* What is being asked *
Carry none of the pictures over; set down the material below exactly.

# Start of Dataset excerpt

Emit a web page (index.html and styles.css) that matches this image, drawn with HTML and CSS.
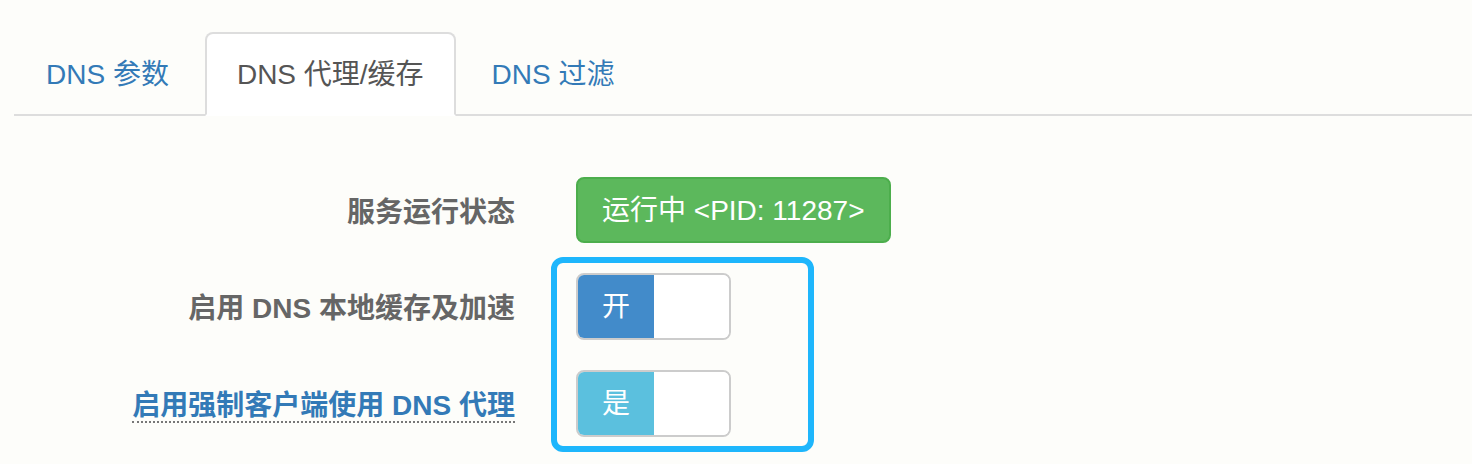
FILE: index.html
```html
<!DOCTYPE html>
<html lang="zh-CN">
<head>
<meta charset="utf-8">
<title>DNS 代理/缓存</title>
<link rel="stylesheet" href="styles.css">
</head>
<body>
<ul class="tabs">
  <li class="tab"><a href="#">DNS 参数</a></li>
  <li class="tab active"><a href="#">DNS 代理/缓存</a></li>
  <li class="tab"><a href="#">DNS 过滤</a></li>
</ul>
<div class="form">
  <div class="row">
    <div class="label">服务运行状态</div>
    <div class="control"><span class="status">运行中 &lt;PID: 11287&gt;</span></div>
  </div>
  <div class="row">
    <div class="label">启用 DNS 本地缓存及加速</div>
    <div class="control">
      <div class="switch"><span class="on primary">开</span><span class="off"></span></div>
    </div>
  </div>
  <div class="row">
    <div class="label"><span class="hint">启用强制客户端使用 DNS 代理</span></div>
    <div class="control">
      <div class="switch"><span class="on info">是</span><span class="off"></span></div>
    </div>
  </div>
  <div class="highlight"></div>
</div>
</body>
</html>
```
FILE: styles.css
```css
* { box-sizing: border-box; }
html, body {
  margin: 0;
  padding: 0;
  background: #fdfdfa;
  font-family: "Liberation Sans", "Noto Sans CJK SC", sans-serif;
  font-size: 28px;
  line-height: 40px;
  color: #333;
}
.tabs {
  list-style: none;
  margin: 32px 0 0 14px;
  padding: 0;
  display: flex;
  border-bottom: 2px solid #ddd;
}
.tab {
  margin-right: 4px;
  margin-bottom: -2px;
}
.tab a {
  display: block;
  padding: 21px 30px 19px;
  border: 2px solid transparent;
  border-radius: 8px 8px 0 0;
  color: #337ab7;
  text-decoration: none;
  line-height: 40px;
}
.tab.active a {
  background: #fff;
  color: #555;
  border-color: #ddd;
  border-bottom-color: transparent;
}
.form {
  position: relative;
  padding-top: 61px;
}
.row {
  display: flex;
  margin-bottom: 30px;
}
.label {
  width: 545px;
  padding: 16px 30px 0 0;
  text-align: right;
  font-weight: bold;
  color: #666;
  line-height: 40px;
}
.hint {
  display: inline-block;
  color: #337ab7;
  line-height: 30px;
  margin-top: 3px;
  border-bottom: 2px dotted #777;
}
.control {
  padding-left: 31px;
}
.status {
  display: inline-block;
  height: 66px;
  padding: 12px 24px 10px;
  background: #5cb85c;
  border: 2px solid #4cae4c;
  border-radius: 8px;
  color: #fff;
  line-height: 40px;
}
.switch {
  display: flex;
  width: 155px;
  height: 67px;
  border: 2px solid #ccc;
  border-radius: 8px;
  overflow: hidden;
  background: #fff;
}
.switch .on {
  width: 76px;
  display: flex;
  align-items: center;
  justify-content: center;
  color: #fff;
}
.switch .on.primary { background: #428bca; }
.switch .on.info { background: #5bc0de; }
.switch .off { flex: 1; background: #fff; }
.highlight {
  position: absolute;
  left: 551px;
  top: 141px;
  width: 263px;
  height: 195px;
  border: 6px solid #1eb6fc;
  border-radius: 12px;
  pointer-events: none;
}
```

# End of Dataset excerpt

* Response for this exercise *
Emit a web page (index.html and styles.css) that matches this image, drawn with HTML and CSS.
FILE: index.html
```html
<!DOCTYPE html>
<html lang="zh-CN">
<head>
<meta charset="utf-8">
<title>DNS 代理/缓存</title>
<link rel="stylesheet" href="styles.css">
</head>
<body>
<ul class="tabs">
  <li class="tab"><a href="#">DNS 参数</a></li>
  <li class="tab active"><a href="#">DNS 代理/缓存</a></li>
  <li class="tab"><a href="#">DNS 过滤</a></li>
</ul>
<div class="form">
  <div class="row">
    <div class="label">服务运行状态</div>
    <div class="control"><span class="status">运行中 &lt;PID: 11287&gt;</span></div>
  </div>
  <div class="row">
    <div class="label">启用 DNS 本地缓存及加速</div>
    <div class="control">
      <div class="switch"><span class="on primary">开</span><span class="off"></span></div>
    </div>
  </div>
  <div class="row">
    <div class="label"><span class="hint">启用强制客户端使用 DNS 代理</span></div>
    <div class="control">
      <div class="switch"><span class="on info">是</span><span class="off"></span></div>
    </div>
  </div>
  <div class="highlight"></div>
</div>
</body>
</html>
```
FILE: styles.css
```css
* { box-sizing: border-box; }
html, body {
  margin: 0;
  padding: 0;
  background: #fdfdfa;
  font-family: "Liberation Sans", "Noto Sans CJK SC", sans-serif;
  font-size: 28px;
  line-height: 40px;
  color: #333;
}
.tabs {
  list-style: none;
  margin: 32px 0 0 14px;
  padding: 0;
  display: flex;
  border-bottom: 2px solid #ddd;
}
.tab {
  margin-right: 4px;
  margin-bottom: -2px;
}
.tab a {
  display: block;
  padding: 21px 30px 19px;
  border: 2px solid transparent;
  border-radius: 8px 8px 0 0;
  color: #337ab7;
  text-decoration: none;
  line-height: 40px;
}
.tab.active a {
  background: #fff;
  color: #555;
  border-color: #ddd;
  border-bottom-color: transparent;
}
.form {
  position: relative;
  padding-top: 61px;
}
.row {
  display: flex;
  margin-bottom: 30px;
}
.label {
  width: 545px;
  padding: 16px 30px 0 0;
  text-align: right;
  font-weight: bold;
  color: #666;
  line-height: 40px;
}
.hint {
  display: inline-block;
  color: #337ab7;
  line-height: 30px;
  margin-top: 3px;
  border-bottom: 2px dotted #777;
}
.control {
  padding-left: 31px;
}
.status {
  display: inline-block;
  height: 66px;
  padding: 12px 24px 10px;
  background: #5cb85c;
  border: 2px solid #4cae4c;
  border-radius: 8px;
  color: #fff;
  line-height: 40px;
}
.switch {
  display: flex;
  width: 155px;
  height: 67px;
  border: 2px solid #ccc;
  border-radius: 8px;
  overflow: hidden;
  background: #fff;
}
.switch .on {
  width: 76px;
  display: flex;
  align-items: center;
  justify-content: center;
  color: #fff;
}
.switch .on.primary { background: #428bca; }
.switch .on.info { background: #5bc0de; }
.switch .off { flex: 1; background: #fff; }
.highlight {
  position: absolute;
  left: 551px;
  top: 141px;
  width: 263px;
  height: 195px;
  border: 6px solid #1eb6fc;
  border-radius: 12px;
  pointer-events: none;
}
```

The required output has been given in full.